Miller, 47, said she was moved to create the paintings by a dream she had in October 2005, after Lima Company, the Marine company to which Grez was assigned in Iraq, sustained heavy casualties. Miller's vision of portraits displayed at the statehouse returned, convincing her that she should do the project.

After committing to the project, Miller made several phone calls to Lima Company, a reserve unit out of Columbus deployed to Iraq from Feb. 28 through Sept. 30, 2005. Lima Company personnel soon put Miller in touch with family and friends of the men whose portrait she wanted to paint.
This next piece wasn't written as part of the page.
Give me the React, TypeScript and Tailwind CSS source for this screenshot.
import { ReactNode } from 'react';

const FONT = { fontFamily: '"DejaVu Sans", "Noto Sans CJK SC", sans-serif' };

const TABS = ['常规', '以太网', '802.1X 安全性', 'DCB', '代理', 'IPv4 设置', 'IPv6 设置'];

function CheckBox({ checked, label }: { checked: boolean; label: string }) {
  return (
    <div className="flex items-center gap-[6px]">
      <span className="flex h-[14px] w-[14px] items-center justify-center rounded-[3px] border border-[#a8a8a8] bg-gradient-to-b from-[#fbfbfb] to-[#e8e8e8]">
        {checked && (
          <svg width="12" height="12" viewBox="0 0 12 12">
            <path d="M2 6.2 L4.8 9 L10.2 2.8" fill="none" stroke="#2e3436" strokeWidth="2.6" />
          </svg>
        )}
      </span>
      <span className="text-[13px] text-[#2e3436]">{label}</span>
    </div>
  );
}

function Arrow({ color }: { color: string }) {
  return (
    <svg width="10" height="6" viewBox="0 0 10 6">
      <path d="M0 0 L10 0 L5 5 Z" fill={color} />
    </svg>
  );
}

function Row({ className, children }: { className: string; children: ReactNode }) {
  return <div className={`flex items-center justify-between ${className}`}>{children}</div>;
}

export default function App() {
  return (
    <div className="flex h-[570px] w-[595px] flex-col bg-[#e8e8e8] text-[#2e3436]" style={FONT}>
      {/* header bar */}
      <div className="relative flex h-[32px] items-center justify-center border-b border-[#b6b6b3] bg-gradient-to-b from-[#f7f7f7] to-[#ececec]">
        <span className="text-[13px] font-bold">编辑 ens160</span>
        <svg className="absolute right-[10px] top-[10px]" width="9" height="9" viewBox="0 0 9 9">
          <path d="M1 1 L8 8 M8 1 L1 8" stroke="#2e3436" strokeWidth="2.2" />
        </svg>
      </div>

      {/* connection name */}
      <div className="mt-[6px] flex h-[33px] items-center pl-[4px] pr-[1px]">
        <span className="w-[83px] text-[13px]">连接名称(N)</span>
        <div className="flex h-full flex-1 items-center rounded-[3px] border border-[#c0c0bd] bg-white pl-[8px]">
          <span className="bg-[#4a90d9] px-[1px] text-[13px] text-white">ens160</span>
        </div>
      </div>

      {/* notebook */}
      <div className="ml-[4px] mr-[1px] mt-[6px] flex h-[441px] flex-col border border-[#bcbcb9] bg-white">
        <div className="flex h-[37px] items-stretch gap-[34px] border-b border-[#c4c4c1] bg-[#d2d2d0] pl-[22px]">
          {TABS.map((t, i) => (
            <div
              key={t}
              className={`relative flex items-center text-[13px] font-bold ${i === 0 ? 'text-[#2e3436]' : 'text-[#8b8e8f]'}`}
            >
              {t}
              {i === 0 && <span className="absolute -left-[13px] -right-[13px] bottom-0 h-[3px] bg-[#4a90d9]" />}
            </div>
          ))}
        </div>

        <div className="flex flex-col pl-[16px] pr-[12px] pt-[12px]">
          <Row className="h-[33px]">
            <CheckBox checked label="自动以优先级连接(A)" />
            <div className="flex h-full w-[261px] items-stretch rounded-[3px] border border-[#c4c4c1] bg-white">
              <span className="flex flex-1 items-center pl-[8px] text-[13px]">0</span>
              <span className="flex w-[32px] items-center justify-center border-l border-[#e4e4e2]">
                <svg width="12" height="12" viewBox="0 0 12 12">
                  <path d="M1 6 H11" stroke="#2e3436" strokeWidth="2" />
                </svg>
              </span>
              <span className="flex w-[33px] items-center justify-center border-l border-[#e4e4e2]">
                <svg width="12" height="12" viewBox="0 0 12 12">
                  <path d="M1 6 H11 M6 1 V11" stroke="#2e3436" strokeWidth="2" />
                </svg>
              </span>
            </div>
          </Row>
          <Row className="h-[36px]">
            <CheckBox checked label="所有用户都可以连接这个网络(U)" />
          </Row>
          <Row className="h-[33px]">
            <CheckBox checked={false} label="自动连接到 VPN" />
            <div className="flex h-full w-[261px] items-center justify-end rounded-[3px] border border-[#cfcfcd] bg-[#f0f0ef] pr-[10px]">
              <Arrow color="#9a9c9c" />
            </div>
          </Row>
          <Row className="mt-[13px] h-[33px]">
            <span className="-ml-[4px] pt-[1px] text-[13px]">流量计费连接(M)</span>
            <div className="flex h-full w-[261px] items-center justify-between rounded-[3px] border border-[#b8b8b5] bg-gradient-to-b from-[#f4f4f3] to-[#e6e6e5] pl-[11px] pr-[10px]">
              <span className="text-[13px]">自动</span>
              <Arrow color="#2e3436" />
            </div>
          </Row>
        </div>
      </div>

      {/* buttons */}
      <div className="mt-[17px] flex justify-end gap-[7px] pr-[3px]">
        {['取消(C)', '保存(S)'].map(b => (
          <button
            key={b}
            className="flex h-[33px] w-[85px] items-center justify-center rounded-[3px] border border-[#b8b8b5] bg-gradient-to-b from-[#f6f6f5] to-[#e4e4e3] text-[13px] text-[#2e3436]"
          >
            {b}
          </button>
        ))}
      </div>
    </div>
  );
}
"I had no connections to the Marines, but two of my sons lost friends at a young age," Miller said. "I was sensitized to the grief of a parent losing a child."

Honored Marine

Grez, 24, and three other Marines died May 11, 2005, in Al Karabilah, when their assault vehicle ran over a roadside bomb.

A member of the U.S. Marine Forces Reserves 4th Combat Engineer Battalion, 4th Marine Division in Roanoke, Grez was buried at Arlington National Cemetery three days before Memorial Day in 2005.
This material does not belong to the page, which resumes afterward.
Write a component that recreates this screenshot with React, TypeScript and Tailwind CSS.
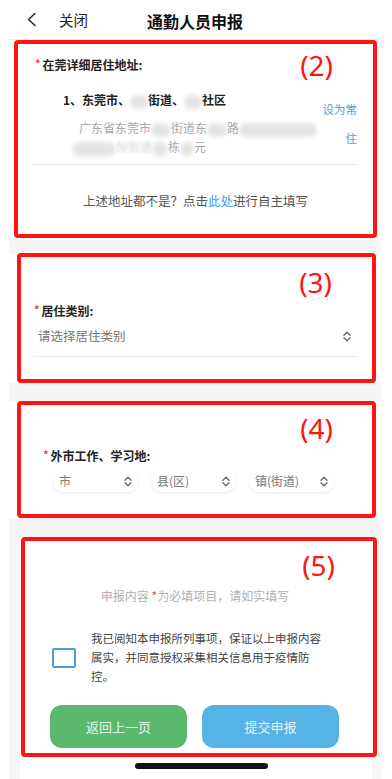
import React from 'react'

const font = "font-['Noto_Sans_CJK_SC','Noto_Sans',sans-serif]"

function Blob({ w, h = 14 }: { w: number; h?: number }) {
  return (
    <span
      className="inline-block align-middle rounded-full bg-[#e4e4e4] blur-[2px]"
      style={{ width: w, height: h }}
    />
  )
}

function UpDown() {
  return (
    <svg width="10" height="11" viewBox="0 0 10 11" fill="none" stroke="#6b6b6b" strokeWidth="1.4" strokeLinecap="round" strokeLinejoin="round">
      <path d="M2 4.2 L5 1.3 L8 4.2" />
      <path d="M2 6.8 L5 9.7 L8 6.8" />
    </svg>
  )
}

function Mark({ n }: { n: number }) {
  return <span className="text-[28px] leading-[34px] text-[#ff1414] font-['Noto_Sans',sans-serif]">({n})</span>
}

function Star() {
  return <span className="text-[11px] text-[#e5484d] mr-[2px] relative top-[-2px]">*</span>
}

export default function App() {
  return (
    <div className={`min-h-screen bg-white ${font}`}>
      <div className="ml-[9px] w-[372px] bg-white">
        {/* header */}
        <header className="grid grid-cols-[1fr_auto_1fr] items-center h-[40px] border-b border-[#ececec]">
          <div className="flex items-center pl-[17px] gap-[22px]">
            <svg width="11" height="15" viewBox="0 0 11 15" fill="none" stroke="#222" strokeWidth="1.4" strokeLinecap="round" strokeLinejoin="round">
              <path d="M9 1.5 L2.5 7.5 L9 13.5" />
            </svg>
            <span className="text-[14.5px] text-[#222]">关闭</span>
          </div>
          <h1 className="text-[16px] font-bold text-[#111] mt-[2px]">通勤人员申报</h1>
          <div />
        </header>

        {/* section 2 */}
        <section className="bg-white h-[200px]">
          <div className="ml-[5px] mr-[4px] h-[198px] border-[4px] border-[#ff1414] rounded-[4px]">
            <div className="flex items-center justify-between pl-[17px] pr-[40px] pt-[4px]">
              <div className="text-[12px] font-bold text-[#222] leading-[20px]">
                <Star />在莞详细居住地址:
              </div>
              <Mark n={2} />
            </div>
            <div className="flex mt-[8px]">
              <div className="flex-1 pl-[45px]">
                <div className="text-[12px] font-bold text-[#222] leading-[20px] whitespace-nowrap">
                  1、东莞市、<Blob w={18} />街道、<Blob w={18} />社区
                </div>
                <div className="mt-[8px] pl-[16px] text-[12px] text-[#a8a8a8] leading-[19px] whitespace-nowrap">
                  广东省东莞市<Blob w={20} />街道东<Blob w={20} />路<Blob w={78} />
                </div>
                <div className="pl-[9px] text-[12px] text-[#a8a8a8] leading-[19px] whitespace-nowrap">
                  <Blob w={44} /><span className="text-[#d4d4d4] blur-[1px]">恒街道</span><Blob w={16} />栋<Blob w={14} />元
                </div>
              </div>
              <div className="w-[36px] mr-[16px] mt-[5px] text-right text-[11.5px] leading-[29px] text-[#4ba0dc]">
                设为常住
              </div>
            </div>
            <div className="ml-[15px] mr-[16px] mt-[8px] border-t border-[#e8e8e8]" />
            <p className="mt-[26px] text-center text-[12.5px] leading-[20px] text-[#555]">
              上述地址都不是？点击<span className="text-[#3c9ce0]">此处</span>进行自主填写
            </p>
          </div>
        </section>

        <div className="h-[13px] bg-[#f5f5f5]" />

        {/* section 3 */}
        <section className="bg-white">
          <div className="ml-[8px] mr-[5px] h-[130px] border-[4px] border-[#ff1414] rounded-[4px]">
            <div className="flex justify-end pr-[40px] mt-[8px]">
              <Mark n={3} />
            </div>
            <div className="mt-[2px] pl-[13px] text-[12px] font-bold text-[#222] leading-[20px]">
              <Star />居住类别:
            </div>
            <div className="mt-[5px] flex items-center justify-between pl-[17px] pr-[20px] leading-[20px]">
              <span className="text-[12.5px] text-[#777]">请选择居住类别</span>
              <UpDown />
            </div>
            <div className="ml-[12px] mr-[15px] mt-[10px] border-t border-[#e8e8e8]" />
          </div>
        </section>

        <div className="h-[18px] bg-[#f5f5f5]" />

        {/* section 4 */}
        <section className="bg-white">
          <div className="ml-[8px] mr-[5px] h-[117px] border-[4px] border-[#ff1414] rounded-[4px]">
            <div className="flex justify-end pr-[39px] mt-[6px]">
              <Mark n={4} />
            </div>
            <div className="mt-[1px] pl-[22px] text-[12px] font-bold text-[#222] leading-[20px]">
              <Star />外市工作、学习地:
            </div>
            <div className="mt-[4px] pl-[32px] flex gap-[13px]">
              {['市', '县(区)', '镇(街道)'].map((t) => (
                <div
                  key={t}
                  className="w-[85px] h-[22px] flex items-center justify-between pl-[6px] pr-[5px] rounded-[10px] bg-white shadow-[0_1px_3px_rgba(0,0,0,0.09)]"
                >
                  <span className="text-[12px] text-[#777]">{t}</span>
                  <UpDown />
                </div>
              ))}
            </div>
          </div>
        </section>

        <div className="h-[19px] bg-[#f5f5f5]" />

        {/* section 5 */}
        <section className="bg-[#f7f7f7] pl-[11px] pr-[9px]">
          <div className="bg-white h-[242px]">
            <div className="ml-[1px] -mr-[5px] h-[220px] border-[4px] border-[#ff1414] rounded-[4px] bg-white">
              <div className="flex justify-end pr-[38px] mt-[7px]">
                <Mark n={5} />
              </div>
              <p className="mt-[4px] mr-[8px] text-center text-[12px] leading-[20px] text-[#b0b0b0]">
                申报内容 <span className="text-[#e5484d]">*</span>为必填项目，请如实填写
              </p>
              <div className="mt-[23px] flex items-center pl-[27px] gap-[15px]">
                <div className="w-[24px] h-[20px] border-[2px] border-[#4a9bdc] rounded-[2px]" />
                <div className="text-[11.5px] leading-[19px] text-[#444] whitespace-nowrap">
                  <div>我已阅知本申报所列事项，保证以上申报内容</div>
                  <div>属实，并同意授权采集相关信息用于疫情防</div>
                  <div>控。</div>
                </div>
              </div>
              <div className="mt-[19px] flex pl-[25px] gap-[15px]">
                <button className="w-[137px] h-[43px] rounded-[12px] bg-[#5bb96f] text-[13px] text-[#e6f5ea]">
                  返回上一页
                </button>
                <button className="w-[137px] h-[43px] rounded-[12px] bg-[#56b3e6] text-[13px] text-[#e3f2fb]">
                  提交申报
                </button>
              </div>
            </div>
            <div className="flex justify-center pt-[6px] pl-[10px]">
              <div className="w-[133px] h-[6px] rounded-full bg-[#111]" />
            </div>
          </div>
        </section>
      </div>
    </div>
  )
}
Along with receiving the Purple Heart, Grez was posthumously awarded the U.S. Navy and Marine Corps Achievement Medal with Combat V for Valor, said his father, Armand Grez, of Charleston, W.Va.

Once known as "Lucky Lima" for its knack for avoiding casualties, Lima Company was part of the 25th Marine Regiment deployed in western Iraq. While most of the men killed in Lima Company that day were from Ohio, others, including Grez, represented seven states, Miller said.

The project, which Miller said she and her husband funded themselves, will cost about $200,000. Miller began the paintings in January 2007 and finished three weeks ago.

While she is not refusing donations, Miller vowed to complete the paintings regardless of the cost. The project, she said, has been "an amazing, incredible experience."

‘A Wonderful Job'

Soon after deciding to do the paintings, Miller contacted families of the fallen men for information about them. Armand Grez said that he and his wife, Andrea, met with Miller and the couple left impressed.

"She has done a wonderful job," said Armand Grez. "It is a great thing."

Lael Lowell, Grez's girlfriend and the mother of his 4-year-old son, Colin, said she was "really excited" to learn of Miller's project.

Lowell recently moved with her son to College Station, Texas, where she grew up. Grez will always hold a special place in her heart - and in their son's, as well, Lowell says. She plans to make sure her boy knows all about his dad and what he did in the service of his country. Miller's paintings, said Lowell, 25, will make that task easier.

"Colin already understands that his dad went to war, and got killed, and that he loved Colin," she said. "I hope the paintings will help the public appreciate the sacrifices that men and women like Jourdan made for their country. Anything tangible we can have is comforting."